## [Task to complete]
Locate each line below that includes "full" and reproduce it.
▼
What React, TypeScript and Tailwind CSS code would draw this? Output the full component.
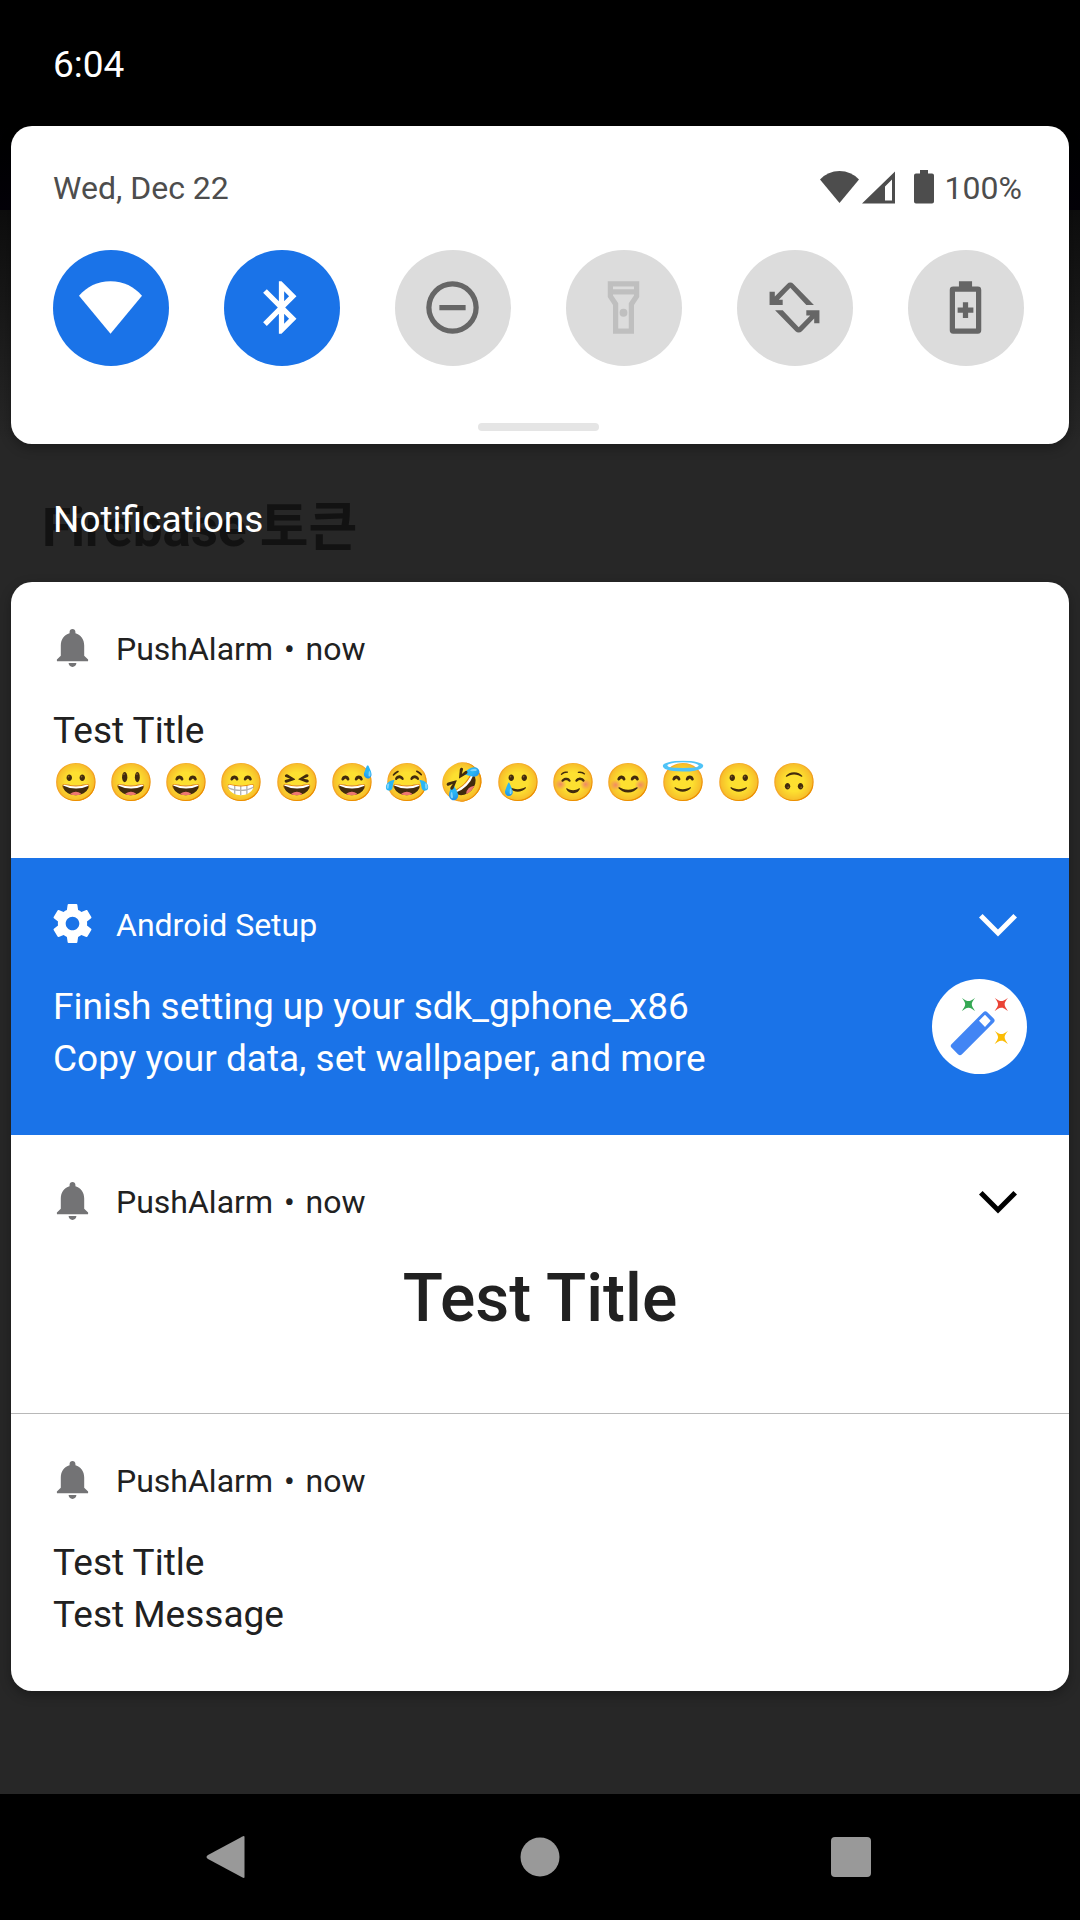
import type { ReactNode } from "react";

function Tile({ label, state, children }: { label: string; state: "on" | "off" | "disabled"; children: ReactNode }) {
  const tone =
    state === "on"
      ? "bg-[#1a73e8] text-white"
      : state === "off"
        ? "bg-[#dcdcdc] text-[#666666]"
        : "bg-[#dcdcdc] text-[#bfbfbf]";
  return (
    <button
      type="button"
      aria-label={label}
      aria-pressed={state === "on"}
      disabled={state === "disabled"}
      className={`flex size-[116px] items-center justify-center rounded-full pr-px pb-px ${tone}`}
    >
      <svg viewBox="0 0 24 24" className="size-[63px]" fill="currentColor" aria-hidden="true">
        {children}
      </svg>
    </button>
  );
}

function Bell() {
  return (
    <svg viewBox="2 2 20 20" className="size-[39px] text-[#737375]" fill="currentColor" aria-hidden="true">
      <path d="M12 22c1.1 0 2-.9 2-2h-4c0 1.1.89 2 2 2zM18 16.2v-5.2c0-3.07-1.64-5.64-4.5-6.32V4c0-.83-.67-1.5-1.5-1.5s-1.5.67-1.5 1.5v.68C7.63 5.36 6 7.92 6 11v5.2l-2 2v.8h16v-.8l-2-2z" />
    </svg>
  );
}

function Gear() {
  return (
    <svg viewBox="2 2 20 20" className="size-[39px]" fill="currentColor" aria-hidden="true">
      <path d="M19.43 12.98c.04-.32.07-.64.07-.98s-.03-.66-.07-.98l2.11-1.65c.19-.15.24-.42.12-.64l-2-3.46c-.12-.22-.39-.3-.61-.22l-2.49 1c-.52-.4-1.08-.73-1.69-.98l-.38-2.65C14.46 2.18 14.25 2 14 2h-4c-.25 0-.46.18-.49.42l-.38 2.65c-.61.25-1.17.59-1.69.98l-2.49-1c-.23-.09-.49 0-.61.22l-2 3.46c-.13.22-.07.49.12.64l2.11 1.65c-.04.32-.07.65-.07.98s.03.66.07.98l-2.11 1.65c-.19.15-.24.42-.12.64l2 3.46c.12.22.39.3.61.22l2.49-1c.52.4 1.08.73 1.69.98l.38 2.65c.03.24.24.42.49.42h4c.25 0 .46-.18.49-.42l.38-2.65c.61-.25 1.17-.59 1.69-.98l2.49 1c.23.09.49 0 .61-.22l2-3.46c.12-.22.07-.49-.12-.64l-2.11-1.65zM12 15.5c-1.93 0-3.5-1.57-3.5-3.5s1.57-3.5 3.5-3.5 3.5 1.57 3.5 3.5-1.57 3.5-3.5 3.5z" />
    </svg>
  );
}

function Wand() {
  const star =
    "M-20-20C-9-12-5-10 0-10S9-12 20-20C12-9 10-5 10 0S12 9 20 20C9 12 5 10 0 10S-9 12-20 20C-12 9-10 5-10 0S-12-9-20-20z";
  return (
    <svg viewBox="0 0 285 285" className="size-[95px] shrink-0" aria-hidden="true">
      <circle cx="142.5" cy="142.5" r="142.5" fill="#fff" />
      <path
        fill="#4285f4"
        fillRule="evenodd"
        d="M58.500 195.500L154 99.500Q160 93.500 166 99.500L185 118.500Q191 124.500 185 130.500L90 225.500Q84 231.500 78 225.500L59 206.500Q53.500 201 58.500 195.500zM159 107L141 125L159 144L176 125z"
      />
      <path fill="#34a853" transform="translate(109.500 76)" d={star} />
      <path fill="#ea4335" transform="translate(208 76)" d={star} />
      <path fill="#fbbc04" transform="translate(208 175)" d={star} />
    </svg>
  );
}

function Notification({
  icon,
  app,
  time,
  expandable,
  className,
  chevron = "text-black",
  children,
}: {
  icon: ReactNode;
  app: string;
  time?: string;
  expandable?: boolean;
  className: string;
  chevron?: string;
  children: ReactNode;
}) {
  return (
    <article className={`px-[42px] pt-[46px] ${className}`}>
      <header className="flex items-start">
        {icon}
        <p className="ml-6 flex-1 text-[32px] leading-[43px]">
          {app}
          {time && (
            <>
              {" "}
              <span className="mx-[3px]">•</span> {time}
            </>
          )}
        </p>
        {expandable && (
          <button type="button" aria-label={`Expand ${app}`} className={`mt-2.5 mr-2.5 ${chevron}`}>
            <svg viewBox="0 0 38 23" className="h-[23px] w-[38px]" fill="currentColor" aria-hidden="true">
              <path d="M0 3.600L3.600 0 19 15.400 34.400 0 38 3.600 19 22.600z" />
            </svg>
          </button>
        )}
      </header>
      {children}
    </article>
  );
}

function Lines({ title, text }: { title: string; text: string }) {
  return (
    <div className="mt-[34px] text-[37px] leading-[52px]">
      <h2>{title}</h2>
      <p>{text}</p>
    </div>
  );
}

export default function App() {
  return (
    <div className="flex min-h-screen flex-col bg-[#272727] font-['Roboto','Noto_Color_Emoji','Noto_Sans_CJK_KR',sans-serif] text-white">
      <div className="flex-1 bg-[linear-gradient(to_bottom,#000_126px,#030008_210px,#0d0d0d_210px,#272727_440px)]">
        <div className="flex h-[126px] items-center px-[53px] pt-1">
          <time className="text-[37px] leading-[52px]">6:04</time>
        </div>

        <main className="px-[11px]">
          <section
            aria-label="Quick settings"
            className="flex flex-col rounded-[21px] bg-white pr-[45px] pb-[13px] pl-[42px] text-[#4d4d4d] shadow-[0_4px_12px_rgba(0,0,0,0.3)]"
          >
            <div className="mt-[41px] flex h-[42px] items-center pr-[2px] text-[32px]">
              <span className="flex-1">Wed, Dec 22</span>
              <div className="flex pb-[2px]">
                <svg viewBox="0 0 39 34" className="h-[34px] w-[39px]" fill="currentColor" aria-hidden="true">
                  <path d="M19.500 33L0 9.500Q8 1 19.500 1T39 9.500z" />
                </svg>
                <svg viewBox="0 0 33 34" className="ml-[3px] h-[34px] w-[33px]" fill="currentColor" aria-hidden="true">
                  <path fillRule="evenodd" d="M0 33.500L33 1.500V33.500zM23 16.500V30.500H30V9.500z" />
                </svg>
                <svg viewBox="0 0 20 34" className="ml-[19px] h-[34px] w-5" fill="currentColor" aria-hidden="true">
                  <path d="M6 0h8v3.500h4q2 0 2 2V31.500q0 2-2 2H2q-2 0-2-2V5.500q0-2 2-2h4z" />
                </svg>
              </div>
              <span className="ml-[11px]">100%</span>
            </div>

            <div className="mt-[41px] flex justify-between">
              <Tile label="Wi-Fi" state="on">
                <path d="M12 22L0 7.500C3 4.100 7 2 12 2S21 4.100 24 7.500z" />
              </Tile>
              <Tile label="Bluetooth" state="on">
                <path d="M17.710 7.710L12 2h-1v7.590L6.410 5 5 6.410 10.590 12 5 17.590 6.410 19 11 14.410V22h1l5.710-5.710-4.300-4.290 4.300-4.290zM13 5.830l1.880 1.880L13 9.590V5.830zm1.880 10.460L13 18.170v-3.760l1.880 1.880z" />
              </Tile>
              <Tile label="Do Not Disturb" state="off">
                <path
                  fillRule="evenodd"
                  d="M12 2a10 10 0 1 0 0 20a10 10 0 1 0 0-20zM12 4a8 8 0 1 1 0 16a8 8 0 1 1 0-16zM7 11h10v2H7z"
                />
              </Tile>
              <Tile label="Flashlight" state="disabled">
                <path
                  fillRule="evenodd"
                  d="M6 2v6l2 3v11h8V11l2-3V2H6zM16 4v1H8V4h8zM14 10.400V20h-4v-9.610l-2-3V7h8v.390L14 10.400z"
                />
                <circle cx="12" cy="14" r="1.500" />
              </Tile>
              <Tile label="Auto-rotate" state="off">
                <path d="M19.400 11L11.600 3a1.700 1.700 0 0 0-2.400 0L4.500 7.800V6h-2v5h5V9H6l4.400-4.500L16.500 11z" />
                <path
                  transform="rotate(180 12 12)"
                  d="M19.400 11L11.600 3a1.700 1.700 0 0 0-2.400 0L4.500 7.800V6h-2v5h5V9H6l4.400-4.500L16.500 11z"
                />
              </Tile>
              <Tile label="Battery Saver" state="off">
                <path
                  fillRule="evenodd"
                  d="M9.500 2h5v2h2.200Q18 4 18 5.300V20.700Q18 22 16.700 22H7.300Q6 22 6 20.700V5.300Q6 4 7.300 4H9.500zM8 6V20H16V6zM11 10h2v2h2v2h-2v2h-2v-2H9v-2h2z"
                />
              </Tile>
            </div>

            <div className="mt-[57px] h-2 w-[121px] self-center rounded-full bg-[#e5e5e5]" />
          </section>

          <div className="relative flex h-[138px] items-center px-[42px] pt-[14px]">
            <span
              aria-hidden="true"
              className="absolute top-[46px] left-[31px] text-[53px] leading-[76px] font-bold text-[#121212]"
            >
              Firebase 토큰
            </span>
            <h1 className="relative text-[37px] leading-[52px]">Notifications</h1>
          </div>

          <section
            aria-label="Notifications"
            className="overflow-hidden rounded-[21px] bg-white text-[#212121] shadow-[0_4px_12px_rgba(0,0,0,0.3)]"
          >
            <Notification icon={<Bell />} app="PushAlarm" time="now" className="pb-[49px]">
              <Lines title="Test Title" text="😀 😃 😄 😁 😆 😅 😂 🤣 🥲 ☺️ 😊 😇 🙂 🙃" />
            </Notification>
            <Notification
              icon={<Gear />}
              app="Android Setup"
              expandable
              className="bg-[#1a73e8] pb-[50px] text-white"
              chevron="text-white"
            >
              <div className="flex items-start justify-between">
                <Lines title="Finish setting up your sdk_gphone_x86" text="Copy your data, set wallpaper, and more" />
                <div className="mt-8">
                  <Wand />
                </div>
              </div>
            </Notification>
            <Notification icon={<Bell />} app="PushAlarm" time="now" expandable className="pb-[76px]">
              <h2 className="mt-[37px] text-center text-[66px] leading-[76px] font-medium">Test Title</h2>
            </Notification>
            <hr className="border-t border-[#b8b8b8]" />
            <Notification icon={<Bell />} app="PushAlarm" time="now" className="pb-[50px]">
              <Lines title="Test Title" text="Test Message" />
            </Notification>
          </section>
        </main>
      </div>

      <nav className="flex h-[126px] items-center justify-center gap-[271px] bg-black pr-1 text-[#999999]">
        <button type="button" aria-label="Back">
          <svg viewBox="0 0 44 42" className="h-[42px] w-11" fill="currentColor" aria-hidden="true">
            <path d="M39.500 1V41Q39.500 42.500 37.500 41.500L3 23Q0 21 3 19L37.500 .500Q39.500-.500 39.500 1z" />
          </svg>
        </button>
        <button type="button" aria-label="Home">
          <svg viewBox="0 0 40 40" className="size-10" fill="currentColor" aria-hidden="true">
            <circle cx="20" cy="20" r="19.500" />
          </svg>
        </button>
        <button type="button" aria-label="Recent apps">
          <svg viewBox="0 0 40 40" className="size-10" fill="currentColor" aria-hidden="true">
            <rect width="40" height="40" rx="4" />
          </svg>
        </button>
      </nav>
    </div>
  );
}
▲
## [Reply to the task]
What React, TypeScript and Tailwind CSS code would draw this? Output the full component.
      className={`flex size-[116px] items-center justify-center rounded-full pr-px pb-px ${tone}`}
            <div className="mt-[57px] h-2 w-[121px] self-center rounded-full bg-[#e5e5e5]" />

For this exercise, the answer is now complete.